One of our most frequently and gleefully quoted sports cliches asserts that there’s ‘no crying in baseball.’ (By the way, if there’s any team I could love a fraction as much as I do the Colts, it’s A League of Their Own’s Rockford Peaches.) As anyone who had the misfortune to encounter me whimpering in the wake of this year’s Super Bowl can attest, however, there is crying in football…at least among its most ardent fans. There’s crying and nail-biting and a seemingly limitless amount of agonizing—(where do I get the stamina?)—about team-related issues. These range from the fairly major to the ludicrously minor, but always have at least one feature in common: they’re problems towards which we devote a tremendous amount of cognitive and emotional energy despite the fact that we can never exert any actual control over the outcomes. That’s a guaranteed recipe for intense, bang-your-head-against-the-wall-without-a-helmet frustration. Intellectually, we know that, but still we wring our hands and grey our hair while worrying about things that no one except fate, the diety of your choice and/or Bill Polian can determine. We do it not because we lack the intelligence and sanity to know that our energy might be better channeled elsewhere, but because we love this team. And love almost inevitably means engaging in some high impact worrying about the object of our affections. In my case, love can also mean finding oneself in regrettable situations involving fans of opposing teams who are roughly three times my size and a precariously perched bucket of blue paint…but I digress.

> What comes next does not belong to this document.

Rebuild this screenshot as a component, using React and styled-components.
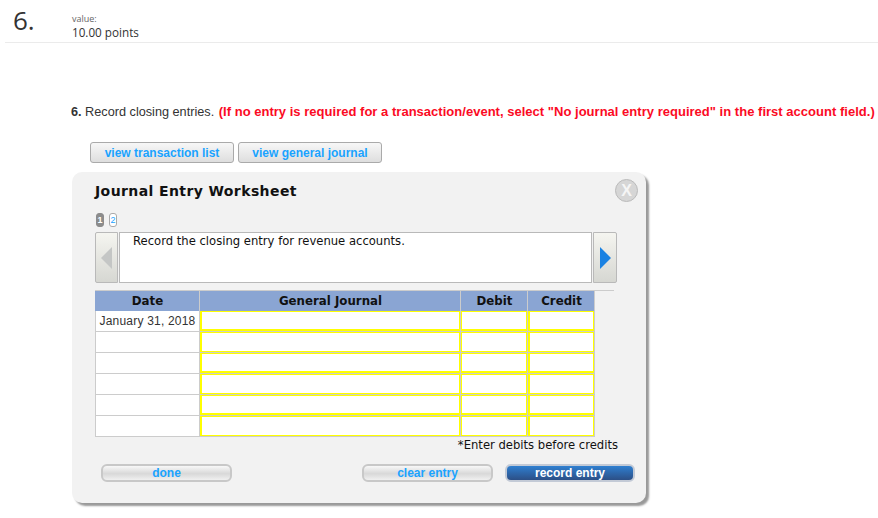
import React from "react";
import styled, { createGlobalStyle } from "styled-components";

const GlobalStyle = createGlobalStyle`
  html, body {
    margin: 0;
    padding: 0;
    background: #fff;
    overflow: hidden;
  }
`;

const columns = "104px 260px 66px 66px";
const rows = ["January 31, 2018", "", "", "", "", ""];

const App = () => {
  return (
    <>
      <GlobalStyle />
      <Page>
        <Header>
          <Number>6.</Number>
          <Value>
            <ValueLabel>value:</ValueLabel>
            <Points>10.00 points</Points>
          </Value>
        </Header>
        <Question>
          <b>6.</b> Record closing entries.{" "}
          <Warning>
            (If no entry is required for a transaction/event, select "No journal entry required" in the first account field.)
          </Warning>
        </Question>
        <ViewButtons>
          <ViewButton>view transaction list</ViewButton>
          <ViewButton>view general journal</ViewButton>
        </ViewButtons>
        <Panel>
          <TitleRow>
            <Title>Journal Entry Worksheet</Title>
            <CloseButton>X</CloseButton>
          </TitleRow>
          <Pager>
            <PageTag $active>1</PageTag>
            <PageTag>2</PageTag>
          </Pager>
          <Prompt>
            <Arrow $side="left">
              <svg width="11" height="22" viewBox="0 0 11 22">
                <path d="M11 0V22L0 11Z" fill="#c4c6c5" />
              </svg>
            </Arrow>
            <PromptText>Record the closing entry for revenue accounts.</PromptText>
            <Arrow $side="right">
              <svg width="11" height="22" viewBox="0 0 11 22">
                <path d="M0 0V22L11 11Z" fill="#1a82e2" />
              </svg>
            </Arrow>
          </Prompt>
          <Sheet>
            <HeadRow>
              <HeadCell>Date</HeadCell>
              <HeadCell>General Journal</HeadCell>
              <HeadCell>Debit</HeadCell>
              <HeadCell>Credit</HeadCell>
            </HeadRow>
            {rows.map((date, i) => (
              <Row key={i}>
                <DateCell>{date}</DateCell>
                <InputCell $strong $thick={i % 2 === 0} />
                <InputCell $thick={i % 2 === 0} />
                <InputCell $strong $thick={i % 2 === 0} />
              </Row>
            ))}
          </Sheet>
          <Note>*Enter debits before credits</Note>
          <Actions>
            <PillButton>done</PillButton>
            <RightActions>
              <PillButton>clear entry</PillButton>
              <PillButton $primary>record entry</PillButton>
            </RightActions>
          </Actions>
        </Panel>
      </Page>
    </>
  );
};

export default App;

const Page = styled.div`
  width: 878px;
  height: 518px;
  overflow: hidden;
  font-family: "Liberation Sans", Arial, sans-serif;
`;

const Header = styled.div`
  height: 42px;
  margin-left: 5px;
  border-bottom: 1px solid #ebebeb;
  display: flex;
`;

const Number = styled.div`
  width: 67px;
  padding: 5px 0 0 8px;
  box-sizing: border-box;
  font-family: "Open Sans", sans-serif;
  font-size: 26px;
  line-height: 30px;
  color: #333;
`;

const Value = styled.div`
  padding-top: 13px;
  font-family: "Open Sans", sans-serif;
  color: #333;
`;

const ValueLabel = styled.div`
  font-size: 9px;
  line-height: 11px;
  color: #666;
`;

const Points = styled.div`
  font-size: 11.7px;
  line-height: 16px;
`;

const Question = styled.div`
  margin: 60px 0 0 71px;
  width: 807px;
  height: 18px;
  font-size: 12.7px;
  line-height: 18px;
  color: #333;
  white-space: nowrap;
`;

const Warning = styled.b`
  color: #fb0a24;
  font-size: 13px;
  letter-spacing: 0.02px;
  margin-left: 1px;
`;

const ViewButtons = styled.div`
  display: flex;
  gap: 4px;
  margin: 21px 0 0 90px;
`;

const ViewButton = styled.div`
  width: 144px;
  height: 21px;
  box-sizing: border-box;
  border: 1px solid #aaa;
  border-radius: 3px;
  background: linear-gradient(#f7f7f7, #dedede);
  color: #1aa3ff;
  font-size: 12px;
  font-weight: bold;
  line-height: 21px;
  text-align: center;
`;

const Panel = styled.div`
  width: 574px;
  height: 331px;
  box-sizing: border-box;
  margin: 9px 0 0 72px;
  padding: 0 0 0 23px;
  border-radius: 10px;
  background: #f2f2f2;
  box-shadow: 3px 3px 2px #999;
  font-family: "DejaVu Sans", Verdana, sans-serif;
  color: #111;
`;

const TitleRow = styled.div`
  height: 41px;
  display: flex;
  justify-content: space-between;
  padding-right: 8px;
`;

const Title = styled.div`
  margin-top: 10px;
  font-size: 14px;
  font-weight: bold;
  letter-spacing: 0.4px;
  line-height: 18px;
`;

const CloseButton = styled.div`
  width: 21px;
  height: 21px;
  margin-top: 7px;
  border: 1px solid #bbb;
  border-radius: 50%;
  background: #d6d6d6;
  color: #f5f5f5;
  font-family: "Liberation Sans", sans-serif;
  font-size: 16px;
  font-weight: bold;
  line-height: 21px;
  text-align: center;
`;

const Pager = styled.div`
  display: flex;
  gap: 5px;
  height: 19px;
  padding-left: 1px;
`;

const PageTag = styled.div`
  width: 8px;
  height: 14px;
  box-sizing: border-box;
  border: 1px solid ${(p) => (p.$active ? "#8c8c8c" : "#aaa")};
  border-radius: 3px;
  background: ${(p) => (p.$active ? "#8c8c8c" : "#fff")};
  color: ${(p) => (p.$active ? "#fff" : "#1aa3ff")};
  font-family: "Liberation Sans", sans-serif;
  font-size: 9px;
  font-weight: ${(p) => (p.$active ? "bold" : "normal")};
  line-height: 12px;
  text-align: center;
`;

const Prompt = styled.div`
  display: flex;
  width: 522px;
  height: 51px;
  gap: 1px;
`;

const Arrow = styled.div`
  width: ${(p) => (p.$side === "left" ? "23px" : "24px")};
  box-sizing: border-box;
  border: 1px solid #b9b9b9;
  border-radius: ${(p) => (p.$side === "left" ? "2px 0 0 2px" : "0 2px 2px 0")};
  background: linear-gradient(#f5f5f0, #d6d7d2);
  display: flex;
  align-items: center;
  justify-content: center;
`;

const PromptText = styled.div`
  flex: 1;
  box-sizing: border-box;
  border: 1px solid #b9b9b9;
  background: #fff;
  padding: 1px 0 0 13px;
  font-size: 11.6px;
  line-height: 15px;
`;

const Sheet = styled.div`
  width: 500px;
  margin-top: 7px;
  border-top: 1px solid #ccc;
  position: relative;
  &::before {
    content: "";
    position: absolute;
    top: -1px;
    left: 500px;
    width: 19px;
    height: 1px;
    background: #ccc;
  }
`;

const HeadRow = styled.div`
  display: grid;
  grid-template-columns: ${columns};
  gap: 1px;
  height: 19px;
  background: #ccc;
  border-bottom: 1px solid #ccc;
`;

const HeadCell = styled.div`
  background: #8aa5d3;
  padding-left: 1px;
  font-size: 11.8px;
  font-weight: bold;
  line-height: 20px;
  text-align: center;
`;

const Row = styled.div`
  display: grid;
  grid-template-columns: ${columns};
  gap: 1px;
  height: 20px;
  background: #ccc;
  border-bottom: 1px solid #ccc;
`;

const DateCell = styled.div`
  background: #fff;
  border-left: 1px solid #ccc;
  font-family: "Liberation Sans", sans-serif;
  font-size: 12px;
  letter-spacing: 0.2px;
  line-height: 20px;
  text-align: center;
  color: #333;
`;

const InputCell = styled.div`
  background: #fff;
  border-style: solid;
  border-color: #ffff00;
  border-width: 1px 1px ${(p) => (p.$thick ? "2px" : "1px")} ${(p) => (p.$strong ? "2px" : "1px")};
`;

const Note = styled.div`
  width: 523px;
  height: 15px;
  padding-top: 1px;
  font-size: 11.6px;
  line-height: 15px;
  text-align: right;
`;

const Actions = styled.div`
  display: flex;
  justify-content: space-between;
  width: 534px;
  margin: 11px 0 0 6px;
`;

const RightActions = styled.div`
  display: flex;
  gap: 12px;
`;

const PillButton = styled.div`
  width: ${(p) => (p.$primary ? "130px" : "131px")};
  height: 18px;
  box-sizing: border-box;
  border: 2px solid ${(p) => (p.$primary ? "#c3cad6" : "#c8c8c8")};
  border-radius: 6px;
  background: ${(p) =>
    p.$primary
      ? "linear-gradient(#2f7fd0, #2c4f86)"
      : "linear-gradient(#f8f8f8, #d8d8d8 55%, #f0f0f0)"};
  color: ${(p) => (p.$primary ? "#fff" : "#1aa3ff")};
  font-family: "Liberation Sans", sans-serif;
  font-size: 12px;
  font-weight: bold;
  line-height: 14px;
  text-align: center;
`;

Of course, most of us wouldn’t be masochistic enough to pour so much of our time, money, hopes and hearts into a relationship that offered nothing but indifference or heartbreak in return. The Colts, with imperial grace, often reward our devotion with on-field success and community-conscious class. They provide us with just enough excitement, pride and satisfaction to compensate for all those times they have us groping frantically for our Kleenex and industrial strength antacids. Just when you’re thinking of disembarking the thrilling but nauseating roller coaster of fandom, the Colts will convince you to buckle up for more. They’re like that boyfriend who surprises you with roses and declarations of affection just when you were on the verge of breaking up with him for good.
Some relationship experts and more than some of the overwrought ballads clogging up my ipod declare that no relationship is truly balanced; that one side always loves the other just a little bit more than that love can ever be reciprocated. I think that’s the derivation of some of the angst-drenched anxiety which inevitably accompanies fandom; the nagging knowledge that our team and even the most genuinely appreciative, fan-friendly players on it will never love and value us as deeply as we do them.
There’s an inherent imbalance in the team-fan relationship: we know all about them as individual athletes and occasionally even as people; to them, however, we blend together into one amorphous, sign-carrying, noise-making, supportive but anonymous entity. We spend hours analyzing how well they perform and expressing just how much it matters to us that they succeed; for the most part, they neither know nor care about what we do or how well we do it. And even when they’ve reduced us to booing or writing vitriolic letters to whichever poor interns are charged with intercepting them, I’m not convinced that the team cares nearly as much about our displeasure as we care about whatever they did to cause it. They can’t, really; in order to compete and to retain a measure of their sanity, they have to keep focusing on themselves, not on our opinions and reactions.
This is neither an indictment on us as fans for caring too much, nor on athletes and team executives for sometimes failing to recognize the depth of our passion. It’s just an acknowledgement that fandom is an awful lot like being in an intense and deceptively complex relationship. Sometimes, it’s fulfilling and utterly exhilarating; other times, it feels like our love and loyalty has forever bound us to a fickle, faithless mate who blithely stomps all over our fragile football-worshipping hearts when they sabotage our chance at a perfect season in Week 15 or lose the biggest game of the—*pauses to take deep, cleansing breath*.
Initially, I found this Meatloaf-esque “they want us, they need us, but there ain’t no way they’re ever gonna love us” idea depressing, but I’ve come to see it as illuminating and even sort of liberating. The more we understand about ourselves as fans and our bizarre, imbalanced but nonetheless meaningful relationship with this team, the clearer and more moderate our expectations of the players, organization and our fan experience will be; and the less likely we are to feel disillusioned and disappointed.